Director Mitani Koki has triumphed yet again with another exceptional farce in the style of his previous hits Suite Dreams and Welcome Back, Mr. McDonald. The Magic Hour is hilarious from start to finish, featuring a host of fantastic performances from a cast that includes regular collaborators such as Koichi Sato, as well as talented youngsters like Satoshi Tsumabuki (Waterboys) and Ayase Haruka (Cyborg She).
A young hustler, Bingo (Tsumabuki), is caught canoodling with local gang boss Tessio’s young squeeze, Mari (Eri Fukatsu). In order to save both of them from a watery grave, Bingo agrees to bring in a mysterious assassin, who Tessio (Nishida Toshiyuki) wants whacked. However, it quickly transpires that nobody, including Bingo and Tessio, seems to know the hitman’s true identity. All seems lost until Bingo hatches on a plan to hire struggling screen actor Murata (Sato) to impersonate the killer, by convincing him that he is really taking part in a low budget gangster movie. Murata swans into town, determined to give the performance of his life, and in doing so, winds up being recruited by Tessio’s gang – with increasingly ridiculous consequences.

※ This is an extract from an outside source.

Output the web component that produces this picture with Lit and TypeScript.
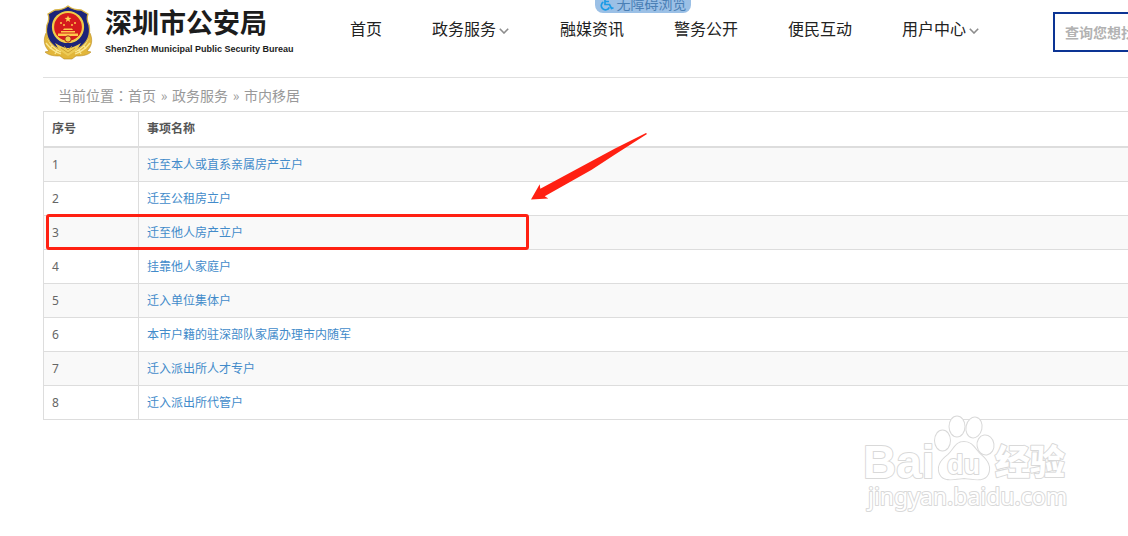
import { LitElement, html, css } from "lit";
import { customElement } from "lit/decorators.js";

interface NavItem {
  label: string;
  menu?: boolean;
}

const NAV: NavItem[] = [
  { label: "首页" },
  { label: "政务服务", menu: true },
  { label: "融媒资讯" },
  { label: "警务公开" },
  { label: "便民互动" },
  { label: "用户中心", menu: true },
];

const ITEMS = [
  "迁至本人或直系亲属房产立户",
  "迁至公租房立户",
  "迁至他人房产立户",
  "挂靠他人家庭户",
  "迁入单位集体户",
  "本市户籍的驻深部队家属办理市内随军",
  "迁入派出所人才专户",
  "迁入派出所代管户",
];

const STAR = "M0-3.6 .9-1.2 3.4-1.1 1.4.4 2.1 2.9 0 1.5-2.1 2.9-1.4.4-3.4-1.1-.9-1.2Z";

@customElement("police-badge")
class PoliceBadge extends LitElement {
  static styles = css`
    :host {
      display: block;
      flex: none;
      width: 50px;
      height: 55px;
    }
    svg {
      display: block;
      width: 100%;
      height: 100%;
    }
  `;

  render() {
    return html`<svg viewBox="0 0 50 55" aria-hidden="true">
      <path d="M3 28C0 35 1 41 6 46L2 47C6 51 13 51 17 51L21 54H29L33 51C37 51 44 51 48 47L44 46C49 41 50 35 47 28L25 38Z" fill="#e2b63a" stroke="#b98a1e" stroke-width=".6" />
      <path d="M5 34Q9 43 18 47M3 38Q9 46 18 49M45 34Q41 43 32 47M47 38Q41 46 32 49M9 41L7 44M41 41L43 44M14 45L12 49M36 45L38 49" fill="none" stroke="#fae894" stroke-width="1.3" />
      <path d="M25 1Q30 5 38 5L45 9Q43 14 46 20Q49 35 36 43L25 50L14 43Q1 35 4 20Q7 14 5 9L12 5Q20 5 25 1Z" fill="#1c2479" stroke="#d9b545" stroke-width="1.3" />
      <path d="M12 38Q20 43 25 43T38 38L34 45 25 51 16 45Z" fill="#edcb55" />
      <path d="M18 43L25 48L32 43M21 41L25 45L29 41" fill="none" stroke="#c4962a" stroke-width=".8" />
      <circle cx="25" cy="22" r="15" fill="#d51b1d" stroke="#efcc48" stroke-width="2.2" />
      <path d=${STAR} transform="translate(25 14)" fill="#ffd653" />
      <g fill="#ffc94a">
        <circle cx="18" cy="18" r="1" /><circle cx="21" cy="20" r="1" />
        <circle cx="29" cy="20" r="1" /><circle cx="32" cy="18" r="1" />
        <path d="M20 25H30L29 23.500H21ZM18 27.500H32V26H18ZM15 31H35V28.500H15Z" />
      </g>
      <circle cx="25" cy="34" r="3.2" fill="#f1cf4d" stroke="#a7261b" />
      <path d="M13 31Q17 36 21 36M37 31Q33 36 29 36" fill="none" stroke="#f1cf4d" stroke-width="1.6" />
    </svg>`;
  }
}

@customElement("site-header")
class SiteHeader extends LitElement {
  static styles = css`
    :host {
      display: block;
    }
    .bar {
      display: flex;
      align-items: flex-start;
      height: 77px;
      border-bottom: 1px solid #e0e0e0;
    }
    .brand {
      display: flex;
      flex: none;
      gap: 12px;
      width: 307px;
      padding-top: 5px;
      color: #1c1c1c;
      text-decoration: none;
    }
    .brand-text {
      display: flex;
      flex-direction: column;
    }
    .brand-name {
      font-size: 27px;
      line-height: 36px;
      font-weight: 700;
    }
    .brand-en {
      font-family: "Liberation Sans", Arial, sans-serif;
      font-size: 9px;
      line-height: 16px;
      font-weight: 700;
      white-space: nowrap;
    }
    .nav {
      display: flex;
      flex: none;
      gap: 50px;
      padding-top: 17px;
    }
    .nav a {
      display: flex;
      align-items: center;
      color: #222;
      font-size: 16px;
      line-height: 24px;
      text-decoration: none;
      white-space: nowrap;
    }
    .chevron {
      width: 10px;
      height: 6px;
      margin: 3px 1px 0 3px;
    }
    .search {
      flex: none;
      box-sizing: border-box;
      width: 240px;
      height: 40px;
      margin: 12px 0 0 73px;
      padding: 0 10px;
      border: 2px solid #0c3494;
      border-radius: 0;
      background: #fff;
      color: #333;
      font: 700 14px/20px "Noto Sans CJK SC", sans-serif;
    }
    .search::placeholder {
      color: #b2b2b2;
      opacity: 1;
    }
  `;

  render() {
    return html`<header class="bar">
      <a class="brand" href="#">
        <police-badge></police-badge>
        <span class="brand-text">
          <span class="brand-name">深圳市公安局</span>
          <span class="brand-en">ShenZhen Municipal Public Security Bureau</span>
        </span>
      </a>
      <nav class="nav">
        ${NAV.map(
          (n) => html`<a href="#">${n.label}${n.menu
            ? html`<svg class="chevron" viewBox="0 0 10 6" aria-hidden="true">
                <path d="M.8.8 5 5 9.2.8" fill="none" stroke="#8c8c8c" stroke-width="1.6" />
              </svg>`
            : ""}</a>`
        )}
      </nav>
      <input class="search" type="search" aria-label="搜索" placeholder="查询您想找的内容" />
    </header>`;
  }
}

@customElement("item-table")
class ItemTable extends LitElement {
  static styles = css`
    :host {
      display: block;
    }
    .table {
      width: 100%;
      border-collapse: collapse;
      table-layout: fixed;
      color: #666;
      font-size: 12px;
      line-height: 17px;
      border: 1px solid #ddd;
      border-right: 0;
    }
    .no {
      width: 95px;
    }
    th,
    td {
      box-sizing: border-box;
      height: 34px;
      padding: 8px;
      border: 1px solid #ddd;
      border-right: 0;
      text-align: left;
      vertical-align: middle;
    }
    th {
      height: 35px;
      border-bottom-width: 2px;
      color: #555;
      font-weight: 700;
    }
    tbody tr:nth-child(odd) {
      background: #f9f9f9;
    }
    td a {
      color: #428bca;
      text-decoration: none;
    }
  `;

  render() {
    return html`<table class="table">
      <thead>
        <tr><th class="no" scope="col">序号</th><th scope="col">事项名称</th></tr>
      </thead>
      <tbody>
        ${ITEMS.map((t, i) => html`<tr><td>${i + 1}</td><td><a href="#">${t}</a></td></tr>`)}
      </tbody>
    </table>`;
  }
}

@customElement("app-root")
class AppRoot extends LitElement {
  static styles = css`
    :host {
      display: block;
      position: relative;
      min-height: 100vh;
      overflow: hidden;
      background: #fff;
      font-family: "Noto Sans", "Noto Sans CJK SC", sans-serif;
    }
    .page {
      padding-left: 43px;
    }
    .crumbs {
      display: flex;
      padding: 7px 15px 6px;
      color: #999;
      font-size: 14px;
      line-height: 20px;
      font-family: "Noto Sans CJK SC", sans-serif;
    }
    .crumbs a {
      color: inherit;
      text-decoration: none;
    }
    .colon {
      font-family: "Noto Sans CJK TC", sans-serif;
    }
    .sep {
      width: 16px;
      text-align: center;
    }
    .access {
      position: absolute;
      top: -9px;
      left: 595px;
      display: flex;
      align-items: center;
      justify-content: center;
      gap: 3px;
      width: 96px;
      height: 22px;
      padding: 2px 0 0;
      border: 0;
      border-radius: 8px;
      background: #9bc0e6;
      color: #4a7fb5;
      font: 14px/20px "Noto Sans CJK SC", sans-serif;
      white-space: nowrap;
    }
    .access svg {
      width: 14px;
      height: 16px;
    }
    .mark {
      position: absolute;
      top: 214px;
      left: 46px;
      box-sizing: border-box;
      width: 483px;
      height: 36px;
      border: 3px solid #ff2012;
      border-radius: 3px;
      pointer-events: none;
    }
    .arrow {
      position: absolute;
      top: 130px;
      left: 529px;
      width: 120px;
      height: 72px;
      pointer-events: none;
    }
    .watermark {
      position: absolute;
      top: 410px;
      left: 860px;
      width: 216px;
      height: 106px;
      pointer-events: none;
    }
    .wm {
      fill: #fff;
      stroke: #d9d9d9;
      stroke-width: 2px;
      paint-order: stroke;
      stroke-linejoin: round;
    }
    .wm-latin {
      font: 700 46px "Liberation Sans", Arial, sans-serif;
    }
    .wm-du {
      font: 700 27px "Liberation Sans", Arial, sans-serif;
    }
    .wm-cjk {
      font: 900 35px "Noto Sans CJK SC", sans-serif;
    }
    .wm-url {
      font: 23px "Noto Sans", sans-serif;
    }
  `;

  render() {
    return html`
      <div class="page">
        <site-header></site-header>
        <nav class="crumbs" aria-label="当前位置">
          <span>当前位置</span><span class="colon">：</span><a href="#">首页</a><span class="sep">»</span><a href="#">政务服务</a><span class="sep">»</span><a href="#">市内移居</a>
        </nav>
        <item-table></item-table>
      </div>
      <button class="access" type="button">
        <svg viewBox="0 0 14 16" fill="none" stroke="#1b9be6" stroke-width="1.7" aria-hidden="true">
          <circle cx="5" cy="2" r="1" fill="#1b9be6" />
          <path d="M5 4V9.500H9.500L11.500 13.500 13.500 12.800M5 6.500H9M3.400 7A4.200 4.200 0 1 0 9.300 12.400" />
        </svg>
        无障碍浏览
      </button>
      <div class="mark"></div>
      <svg class="arrow" viewBox="0 0 120 72" aria-hidden="true">
        <path d="M2 69.500 10.700 54.300 11.300 58.700 86 18.500 117 3 118 4 86 24.500 62.700 39.700 15.700 66.300 19.300 68.500Z" fill="#ff2012" />
      </svg>
      <svg class="watermark" viewBox="0 0 216 106" aria-hidden="true">
        <text class="wm wm-latin" x="3" y="68">Bai</text>
        <g class="wm">
          <ellipse cx="82.500" cy="30.500" rx="7.500" ry="10" />
          <ellipse cx="97" cy="16.500" rx="7.500" ry="10" />
          <ellipse cx="114" cy="17.500" rx="7.500" ry="10" transform="rotate(12 114 17.500)" />
          <ellipse cx="125.500" cy="35" rx="8" ry="9.500" transform="rotate(-8 125.500 35)" />
          <path d="M104 32C95 32 94 40 88 45 80 51 77 57 80 64 84 72 94 69 104 68 114 69 124 72 128 64 131 57 128 51 121 45 115 40 113 32 104 32Z" />
        </g>
        <text class="wm wm-du" x="87" y="64">du</text>
        <text class="wm wm-cjk" x="135" y="65">经验</text>
        <text class="wm wm-url" x="8" y="95">jingyan.baidu.com</text>
      </svg>
    `;
  }
}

Mitani’s theatrical routes are clearly on display throughout The Magic Hour. The fictional port town of Sukago (Chicago – get it?) is trapped in some kind of bizarre time warp, where its inhabitants dress and act like their in the 1930s, and the narrow cobbled streets appear deliberately stagy. A character even declares early on that she feels like she’s “trapped on a movie set” and Mitani does little to add realism to the scenario. Instead he plays up every mobster cliché he can think of, and there are numerous nods to famous American gangster movies such as The Untouchables and Miller’s Crossing. Mitani also sets his sights on the film industry – particularly the pretentious nature of “movie stars” – and in doing so The Magic Hour covers similar ground to another film currently screening, Ben Stiller’s Tropic Thunder.

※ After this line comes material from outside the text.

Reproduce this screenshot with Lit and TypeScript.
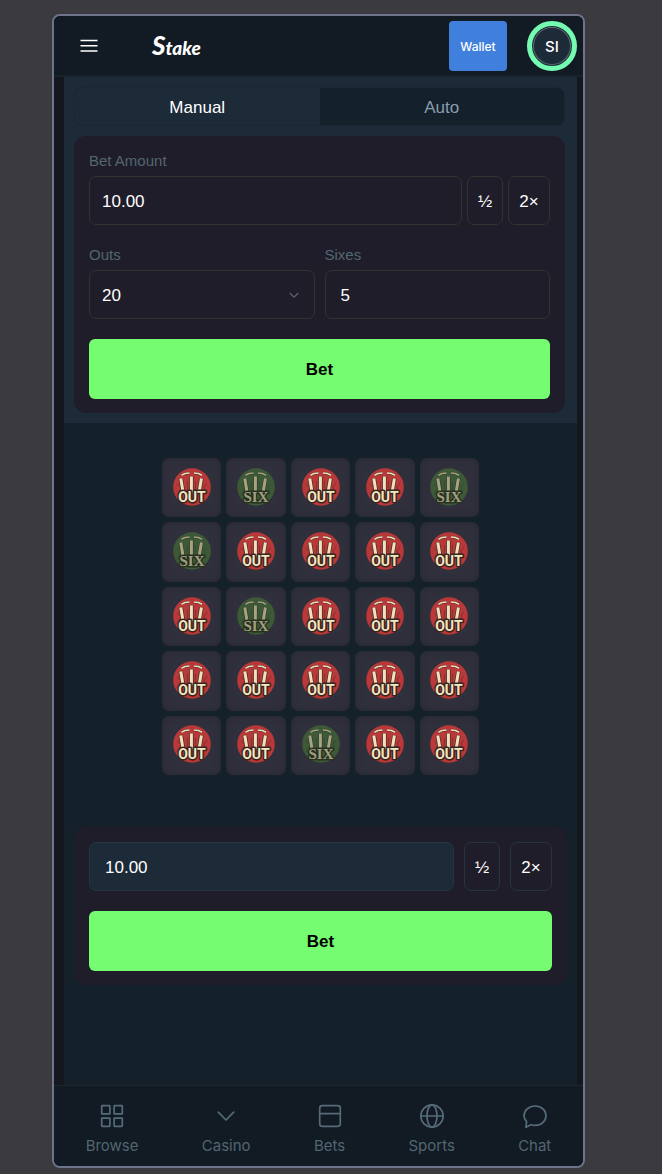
import { LitElement, html, css, svg } from "lit";
import { customElement, property, state } from "lit/decorators.js";
import { classMap } from "lit/directives/class-map.js";

type Outcome = "out" | "six";

const BOARD: Outcome[] = [
  "out", "six", "out", "out", "six",
  "six", "out", "out", "out", "out",
  "out", "six", "out", "out", "out",
  "out", "out", "out", "out", "out",
  "out", "out", "six", "out", "out",
];

const NAV = [
  {
    label: "Browse",
    icon: svg`<rect x="1.7" y="1.7" width="8.2" height="8.2" rx="0.5"/><rect x="14.100" y="1.7" width="8.2" height="8.2" rx="0.5"/><rect x="1.7" y="14.100" width="8.2" height="8.2" rx="0.5"/><rect x="14.100" y="14.100" width="8.2" height="8.2" rx="0.5"/>`,
  },
  { label: "Casino", icon: svg`<path d="M4.3 8.2 12 16l7.7-7.8"/>` },
  {
    label: "Bets",
    icon: svg`<rect x="1.7" y="1.7" width="20.6" height="20.6" rx="2.6"/><path d="M1.7 9.6h20.6"/>`,
  },
  {
    label: "Sports",
    icon: svg`<circle cx="12" cy="12" r="11.2"/><ellipse cx="12" cy="12" rx="5" ry="11.2"/><path d="M.8 12h22.400"/>`,
  },
  {
    label: "Chat",
    icon: svg`<path d="M2.9 23.2 3.6 17.6C2 15.9 1 14 1 11.8 1 6.2 5.8 2 12.2 2 18.500 2 23 6.200 23 11.600c0 5.600-4.700 9.800-10.800 9.800-1.500 0-2.900-.2-4.200-.7Z"/>`,
  },
];

@customElement("outcome-token")
class OutcomeToken extends LitElement {
  @property() kind: Outcome = "out";

  static styles = css`
    :host {
      display: flex;
      align-items: center;
      justify-content: center;
      aspect-ratio: 1;
      padding-bottom: 2px;
      box-sizing: border-box;
      border-radius: 7px;
      background: #302f3c;
      box-shadow: inset 0 0 6px #272733;
    }
    svg {
      width: 38px;
      height: 38px;
      overflow: visible;
    }
    text {
      font-weight: 700;
      font-size: 14px;
      text-anchor: middle;
      paint-order: stroke;
      stroke-width: 3px;
      stroke-linejoin: round;
      fill: #f1e6c2;
      stroke: #3a2420;
      font-family: Roboto, sans-serif;
    }
    .disc { fill: #b93838; }
    .shade { stroke: #4a2a26; fill: none; }
    .wood { stroke: #ede2bd; fill: none; }
    .six .disc { fill: #3d5937; }
    .six .shade { stroke: #2a3d25; }
    .six .wood { stroke: #a8a283; }
    .six text {
      fill: #a49e80;
      stroke: #26321f;
      font-size: 15px;
      font-family: "Liberation Serif", serif;
    }
  `;

  render() {
    const stumps = "M7.800 10.500 10.200 25M18.400 8.500v16M28.400 10.500 26 25";
    const bails = "M8.500 7.200 12 5.600 16.500 5M21 5 25.500 5.600 29 7.200";
    return html`
      <svg class=${this.kind} viewBox="0 0 38 38" role="img" aria-label=${this.kind}>
        <circle class="disc" cx="19" cy="19" r="18.800" />
        <path class="shade" d="M4 27 8 20l-4-4M33 26l-2-7 3-4M14.500 24V13M22.500 24V13" stroke-width="1" opacity=".5" />
        <path class="shade" d=${stumps} stroke-width="4.400" />
        <path class="shade" d=${bails} stroke-width="2.400" />
        <path class="wood" d=${stumps} stroke-width="3" />
        <path class="wood" d=${bails} stroke-width="1.500" />
        <text x="19" y="34">${this.kind.toUpperCase()}</text>
      </svg>
    `;
  }
}

@customElement("app-root")
class AppRoot extends LitElement {
  @state() mode: "Manual" | "Auto" = "Manual";

  static styles = css`
    :host {
      display: flex;
      flex-direction: column;
      box-sizing: border-box;
      min-height: 100vh;
      padding: 14px 77px 6px 52px;
      background: #3b3b3f;
      font-family: "Liberation Sans", Arial, sans-serif;
      font-size: 17px;
      color: #fff;
    }
    * { box-sizing: border-box; }
    button, input, select {
      font: inherit;
      color: inherit;
      margin: 0;
      padding: 0;
      background: none;
      border: 0;
      border-radius: 0;
    }
    .device {
      flex: 1;
      display: flex;
      flex-direction: column;
      border: 2px solid #6e758a;
      border-radius: 8px;
      background: #15171f;
      overflow: hidden;
    }
    header {
      display: flex;
      align-items: center;
      padding: 5px 6px 4px 25px;
      border-bottom: 2px solid #18222d;
      background: #121a23;
    }
    .menu { display: flex; }
    .menu svg { width: 20px; height: 20px; stroke: #fff; stroke-width: 1.500; }
    .logo {
      margin-left: 53px;
      font: italic 900 19px/30px Lato, sans-serif;
      color: #fff;
      text-decoration: none;
    }
    .logo .initial { font-size: 26px; }
    .account {
      display: flex;
      align-items: center;
      gap: 20px;
      margin-left: auto;
      font-family: Inter, sans-serif;
      font-weight: 500;
    }
    .wallet {
      width: 58px;
      height: 50px;
      border-radius: 4px;
      background: #4080dc;
      font-size: 12px;
    }
    .avatar {
      width: 50px;
      height: 50px;
      border: 5px solid #75fbb1;
      border-radius: 50%;
      background: #1d2a38;
      box-shadow: inset 0 0 0 1px #1d2a38, inset 0 0 0 2px #55706f;
      font-size: 15px;
    }
    main {
      flex: 1;
      display: flex;
      padding: 0 6px 0 10px;
    }
    .stage { flex: 1; background: #14212b; }
    .panel { padding: 10px 12px 10px 10px; background: #1d2a38; }
    .tabs {
      display: grid;
      grid-template-columns: 1fr 1fr;
      height: 39px;
      margin-bottom: 10px;
      border: 1px solid #1b2733;
      border-radius: 8px;
      overflow: hidden;
    }
    .tab, .box, .bet { padding-top: 2px; }
    .tab { background: #14212b; color: #8c9bb0; }
    .tab.active { background: #1d2a38; color: #fff; }
    .card {
      display: grid;
      gap: 20px;
      padding: 15px 15px 14px;
      border-radius: 12px;
      background: #1e1d29;
    }
    .field label {
      display: block;
      margin-bottom: 5px;
      font-size: 15px;
      line-height: 20px;
      color: #546670;
    }
    .amount { display: flex; gap: 5px; }
    .box {
      height: 49px;
      border: 1px solid #31332f;
      border-radius: 7px;
    }
    input.box, select.box { width: 100%; min-width: 0; padding: 2px 12px 0; outline: 0; }
    .amount .box { flex: none; }
    .amount input.box { flex: 1; width: 0; }
    .half { width: 36px; }
    .double { width: 42px; }
    .pair { display: grid; grid-template-columns: 1fr 1fr; gap: 10px; }
    .pick { display: grid; align-items: center; }
    .pick select, .pick svg { grid-area: 1 / 1; }
    .pick select { appearance: none; }
    .pick svg {
      justify-self: end;
      width: 10px;
      height: 10px;
      margin-right: 16px;
      fill: none;
      stroke: #5d6270;
      stroke-width: 1.300;
      pointer-events: none;
    }
    input.box.roomy { padding: 2px 15px 0; }
    .bet {
      height: 60px;
      border-radius: 6px;
      background: #75fc70;
      color: #000;
      font-weight: 700;
    }
    .board {
      display: grid;
      grid-template-columns: repeat(5, 1fr);
      gap: 5px;
      max-width: 317px;
      margin: 35px auto 52px;
    }
    .quick { margin: 0 10px; }
    .quick .amount { gap: 10px; }
    .quick .box { border-color: #253440; }
    .quick input.box { background: #1d2a38; }
    nav {
      display: flex;
      justify-content: space-around;
      padding: 18px 0 10px;
      border-top: 1px solid #192731;
      background: #121a23;
    }
    nav a {
      display: flex;
      flex-direction: column;
      align-items: center;
      gap: 8px;
      color: #516671;
      font: 15px/20px Inter, sans-serif;
      text-decoration: none;
    }
    nav svg {
      width: 24px;
      height: 24px;
      fill: none;
      stroke: #566b78;
      stroke-width: 1.700;
      stroke-linejoin: round;
      stroke-linecap: round;
    }
  `;

  private renderTab(name: "Manual" | "Auto") {
    return html`<button
      class=${classMap({ tab: true, active: this.mode === name })}
      role="tab"
      aria-selected=${this.mode === name}
      @click=${() => (this.mode = name)}
    >${name}</button>`;
  }

  render() {
    return html`
      <div class="device">
        <header>
          <button class="menu" aria-label="Menu">
            <svg viewBox="0 0 20 20"><path d="M1.500 4.500h17M1.500 9.700h17M1.500 15h17" /></svg>
          </button>
          <a class="logo" href="#"><span class="initial">S</span>take</a>
          <div class="account">
            <button class="wallet">Wallet</button>
            <button class="avatar">SI</button>
          </div>
        </header>
        <main>
          <div class="stage">
            <section class="panel">
              <div class="tabs" role="tablist">${this.renderTab("Manual")}${this.renderTab("Auto")}</div>
              <div class="card">
                <div class="field">
                  <label for="amount">Bet Amount</label>
                  <div class="amount">
                    <input class="box" id="amount" inputmode="decimal" value="10.00" />
                    <button class="box half">½</button>
                    <button class="box double">2×</button>
                  </div>
                </div>
                <div class="pair">
                  <div class="field">
                    <label for="outs">Outs</label>
                    <div class="pick">
                      <select class="box" id="outs"><option>20</option></select>
                      <svg viewBox="0 0 10 10"><path d="M.8 3 5 7.200 9.200 3" /></svg>
                    </div>
                  </div>
                  <div class="field">
                    <label for="sixes">Sixes</label>
                    <input class="box roomy" id="sixes" value="5" />
                  </div>
                </div>
                <button class="bet">Bet</button>
              </div>
            </section>
            <section class="board">
              ${BOARD.map((kind) => html`<outcome-token .kind=${kind}></outcome-token>`)}
            </section>
            <section class="card quick">
              <div class="amount">
                <input class="box roomy" aria-label="Bet Amount" inputmode="decimal" value="10.00" />
                <button class="box half">½</button>
                <button class="box double">2×</button>
              </div>
              <button class="bet">Bet</button>
            </section>
          </div>
        </main>
        <nav>
          ${NAV.map(
            ({ label, icon }) => html`<a href="#"><svg viewBox="0 0 24 24">${icon}</svg>${label}</a>`
          )}
        </nav>
      </div>
    `;
  }
}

Both films place actors in potentially dangerous “real life” circumstances, under the misapprehension that they are protected by the magic of Cinema. The leading men, armed only with prop weapons, swagger with confidence before their enemies, completely oblivious to the fact they are actually in considerable danger. However, in Tropic Thunder, its pampered heroes ultimately run screaming from reality back to their sheltered lives in Hollywood, embracing the very things they were poking fun at. The Magic Hour opts for a different conclusion which maintains the integrity of what has come before, keeping the story tight and consistently funny throughout. One standout scene, involving a letter opener, will have the audience in tears of laughter.
The performances from the ensemble cast are beautifully nuanced. Koichi Sato is fantastic as Murata, the outsider thrown into a bizarre time-trap that he believes to be populated by dedicated method actors. Tsumabuki Satoshi makes a likeable romantic lead as the weasely trickster behind this whole charade and Nishida Toshiyuki is quietly brilliant as the bemused mob boss, whose rule is being threatened. It almost seems unfair, however, to single out individuals as everyone – from Murata’s agent (and number one fan), to Tessio’s entourage of mobsters, to the unwelcoming hotelier – helps The Magic Hour to be an almost flawless piece of comic Cinema.